HDS Plans Assault On Cisco With Unified Storage-Server-Networking Platform
HDS on Monday said it plans to tie storage, server, and networking technology into a centrally-orchestrated offering early next year with the help of Microsoft, an unnamed networking vendor, and parent company Hitachi.
The company also said it has signed an OEM deal with Microsoft under which it will distribute Windows Server 2008 R2, SQL Server 2008, and Microsoft System Center suite on a worldwide basis.
Linda Xu, director of product marketing for file and content services at HDS, said that her company plans compete with other vendors offering unified computing platforms.
Xu specifically mentioned the alliance of VMware, Cisco, and EMC as a primary competitor. EMC is HDS' arch rival in the storage market, and Cisco is moving forward on plans to bring its Unified Computing System (UCS) platform, which combines networking, blade servers, and storage in a single architecture.
Xu, however, declined to refer to Hewlett-Packard as a potential competitor, despite HP's move to tie server, storage, and networking resources into what it refers to as converged computing. As part of that strategy, HP on Monday closed its acquisition of networking vendor 3Com.
HP and HDS have a long-term relationship under which HP OEMs its flagship XP line of storage arrays from HDS. Xu declined to comment on how HDS' unified compute platform might impact that relationship.
"We haven't seen the details of a sellable package from HP," she said. "We haven't seen a clearly defined roadmap."
When it rolls out early next year, HDS' unified compute platform will include the company's USP-V family of virtual storage appliances to handle the storage side.

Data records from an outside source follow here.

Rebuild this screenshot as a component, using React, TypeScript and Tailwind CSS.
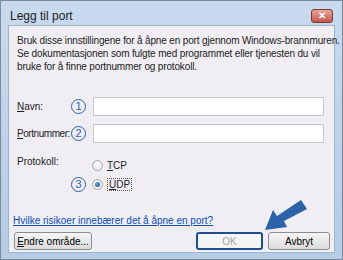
import type { ReactNode } from "react"

function Num({ n }: { n: string }) {
  return (
    <div className="w-[15px] h-[15px] shrink-0 rounded-full border-[1.5px] border-[#2a63ad] flex items-center justify-center text-[11px] leading-none text-[#2a63ad]">
      {n}
    </div>
  )
}

function Radio({ checked }: { checked?: boolean }) {
  return (
    <div className="w-[11px] h-[11px] shrink-0 rounded-full border border-[#a4a8ae] bg-[radial-gradient(circle,#ffffff,#e0e2e6)] flex items-center justify-center">
      {checked && <div className="w-[5px] h-[5px] rounded-full bg-[radial-gradient(circle_at_35%_35%,#6aa0da,#1d4f8a)]" />}
    </div>
  )
}

function Button({ children, focused, disabled, w }: { children: ReactNode; focused?: boolean; disabled?: boolean; w: string }) {
  return (
    <div
      className={`${w} h-[18px] shrink-0 whitespace-nowrap rounded-[3px] flex items-center justify-center text-[10px] ${
        focused ? "border-2 border-[#1f4f8c]" : "border border-[#8a8d92]"
      } ${disabled ? "text-[#a5a5a5] bg-[#f4f4f4]" : "text-black bg-[linear-gradient(#f5f5f5,#dcdcdc)]"}`}
    >
      {children}
    </div>
  )
}

export default function App() {
  return (
    <div
      className="relative w-[343px] h-[260px] overflow-hidden bg-[linear-gradient(#c8daee,#b4cce6)] border border-[#7d8996] flex flex-col text-[#222] whitespace-nowrap"
      style={{ fontFamily: "'Liberation Sans', Arial, sans-serif" }}
    >
      <div className="h-[24px] shrink-0 flex items-center justify-between pl-[9px] pr-[9px]">
        <div className="text-[12px] pt-[5px]">Legg til port</div>
        <div className="w-[22px] h-[14px] mt-[6px] rounded-[3px] border border-[#7a3a33] bg-[linear-gradient(#e7a79d,#c4554a)] flex items-center justify-center text-white text-[10px] font-bold leading-none">
          ✕
        </div>
      </div>
      <div className="mx-[7px] mb-[6px] flex-1 bg-[#f0eef3] border border-[#9fb5cc] flex flex-col px-[8px]">
        <div className="pt-[8px] text-[10px] leading-[13px] tracking-[-0.15px]">
          Bruk disse innstillingene for å åpne en port gjennom Windows-brannmuren.
          <br />
          Se dokumentasjonen som fulgte med programmet eller tjenesten du vil
          <br />
          bruke for å finne portnummer og protokoll.
        </div>

        <div className="mt-[24px] flex items-center h-[19px]">
          <div className="w-[54px] text-[10px]">
            <span className="underline">N</span>avn:
          </div>
          <Num n="1" />
          <div className="ml-[7px] w-[231px] h-[19px] bg-white border border-[#c5c8cd]" />
        </div>

        <div className="mt-[8px] flex items-center h-[19px]">
          <div className="w-[54px] text-[10px] tracking-[-0.45px]">
            <span className="underline">P</span>ortnummer:
          </div>
          <Num n="2" />
          <div className="ml-[7px] w-[231px] h-[19px] bg-white border border-[#c5c8cd]" />
        </div>

        <div className="mt-[13px] flex items-start h-[14px]">
          <div className="w-[54px] text-[10px] leading-[12px]">Protokoll:</div>
          <div className="w-[15px]" />
          <div className="flex items-center gap-[4px] h-[12px] ml-[6px] mt-[3px]">
            <Radio />
            <span className="text-[10px]">
              <span className="underline">T</span>CP
            </span>
          </div>
        </div>

        <div className="mt-[7px] flex items-center h-[15px]">
          <div className="w-[54px]" />
          <Num n="3" />
          <div className="ml-[6px] flex items-center gap-[4px]">
            <Radio checked />
            <span className="text-[10px] border border-dotted border-[#555] px-[1px] leading-[11px]">
              <span className="underline">U</span>DP
            </span>
          </div>
        </div>

        <div className="mt-[23px] text-[10px] leading-[12px] text-[#0a4fb0] underline -ml-[4px]">
          Hvilke risikoer innebærer det å åpne en port?
        </div>

        <div className="mt-[5px] flex items-center -ml-[3px] -mr-[4px]">
          <Button w="w-[78px]">
            <span>
              <span className="underline">E</span>ndre område...
            </span>
          </Button>
          <div className="flex-1" />
          <Button w="w-[67px]" focused disabled>
            OK
          </Button>
          <div className="w-[5px]" />
          <Button w="w-[62px]">Avbryt</Button>
        </div>
      </div>

      <svg className="absolute left-[260px] top-[195px]" width="48" height="38" viewBox="0 0 48 38">
        <polygon points="40,4 46,13 23,25 26,31 4,34 12,14 16,20" fill="#2b62a8" />
      </svg>
    </div>
  )
}
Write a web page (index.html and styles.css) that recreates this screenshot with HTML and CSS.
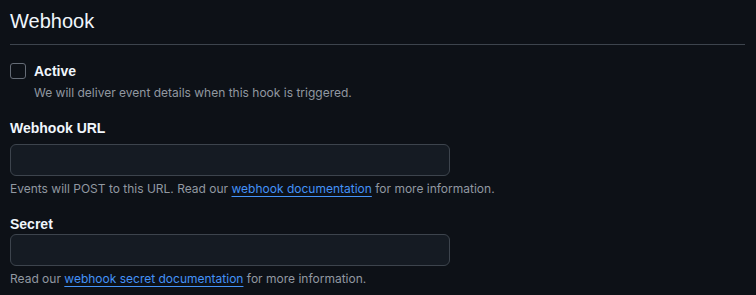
FILE: index.html
```html
<!DOCTYPE html>
<html lang="en">
<head>
<meta charset="utf-8">
<title>Webhook</title>
<link rel="stylesheet" href="styles.css">
</head>
<body>
<div class="page">
  <h2 class="subhead">Webhook</h2>
  <div class="check-row">
    <span class="checkbox"></span>
    <div class="check-text">
      <div class="check-label">Active</div>
      <div class="check-note">We will deliver event details when this hook is triggered.</div>
    </div>
  </div>
  <div class="group group-url">
    <div class="label label-url">Webhook URL</div>
    <div class="input"></div>
    <div class="note">Events will POST to this URL. Read our <a class="link" href="#">webhook documentation</a> for more information.</div>
  </div>
  <div class="group group-secret">
    <div class="label label-secret">Secret</div>
    <div class="input"></div>
    <div class="note">Read our <a class="link" href="#">webhook secret documentation</a> for more information.</div>
  </div>
</div>
</body>
</html>
```

FILE: styles.css
```css
html, body {
  margin: 0;
  padding: 0;
  background: #0d1117;
}
body {
  font-family: "Liberation Sans", Arial, sans-serif;
  color: #f0f6fc;
  width: 756px;
  height: 295px;
  overflow: hidden;
}
.page {
  padding: 0 11px 0 10px;
}
.subhead {
  margin: 0;
  padding: 6px 0 8px;
  font-size: 20px;
  line-height: 30px;
  font-weight: 400;
  color: #f0f6fc;
  border-bottom: 1px solid #3d444d;
}
.check-row {
  display: flex;
  gap: 8px;
  margin-top: 16px;
}
.checkbox {
  flex: none;
  width: 14px;
  height: 14px;
  margin-top: 2px;
  border: 1px solid #656c76;
  border-radius: 3px;
  background: #0d1117;
}
.check-label {
  font-size: 14px;
  line-height: 21px;
  font-weight: 700;
}
.check-note {
  margin-top: 2px;
  font-family: Inter, "Liberation Sans", sans-serif;
  font-size: 12px;
  line-height: 18px;
  color: #9198a1;
}
.group-url {
  margin-top: 16px;
}
.group-secret {
  margin-top: 16px;
}
.label {
  font-size: 14px;
  line-height: 20px;
  font-weight: 700;
}
.label-url {
  margin-bottom: 6px;
}
.label-secret {
  margin-bottom: 0;
}
.input {
  width: 438px;
  height: 30px;
  border: 1px solid #3d444d;
  border-radius: 6px;
  background: #151b23;
}
.note {
  margin-top: 4px;
  font-family: Inter, "Liberation Sans", sans-serif;
  font-size: 12px;
  line-height: 18px;
  color: #9198a1;
}
.link {
  color: #4493f8;
  text-decoration: underline;
  text-underline-offset: 3px;
}
```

On the server side, the platform will initially include Hitachi blade servers. Hitachi has been selling its blade servers successfully in Japan for years, and has been making them available on a limited basis in North America through channel partners for a few years, Xu said.
However, unlike Cisco or other potential competitors, HDS' unified compute platform will also work with other x86-based servers via the company's orchestration technology, which will manage multi-vendor servers in conjunction with off-the-shelf technology such as server virtualization hypervisors and Microsoft's System Center, she said.
On the networking side, Xu said HDS is working with a couple of data networking partners, and will disclose more information as it gets closer to the release of its new platform.
That networking partner could very well be Brocade Communications, said Joe Kadlec, vice president and senior partner at Consiliant Technologies, an Irvine, Calif.-based solution provider and HDS partner.
HDS and Brocade are already very entrenched with each other, Kadlec said. Furthermore, Brocade, which has traditionally been the primary vendor of storage networking equipment, got a solid IP networking business with its acquisition in late 2008 of Foundry, he said.
"That's especially important when talking about unified computing," he said.
Kadlec called HDS' plans to enter the unified computing business an exciting move because of a growing preference by customers to look for a single source for technology.
"If someone can buy a complete solution put together by one vendor, as long as the price is competitive, it's good for a company like Consiliant," he said. "Hitachi's field service people do an outstanding job. A lot of customers are disappointed with other vendors' field services. So if there can be a single point of service for servers, storage, and networking, it could bode well for Hitachi."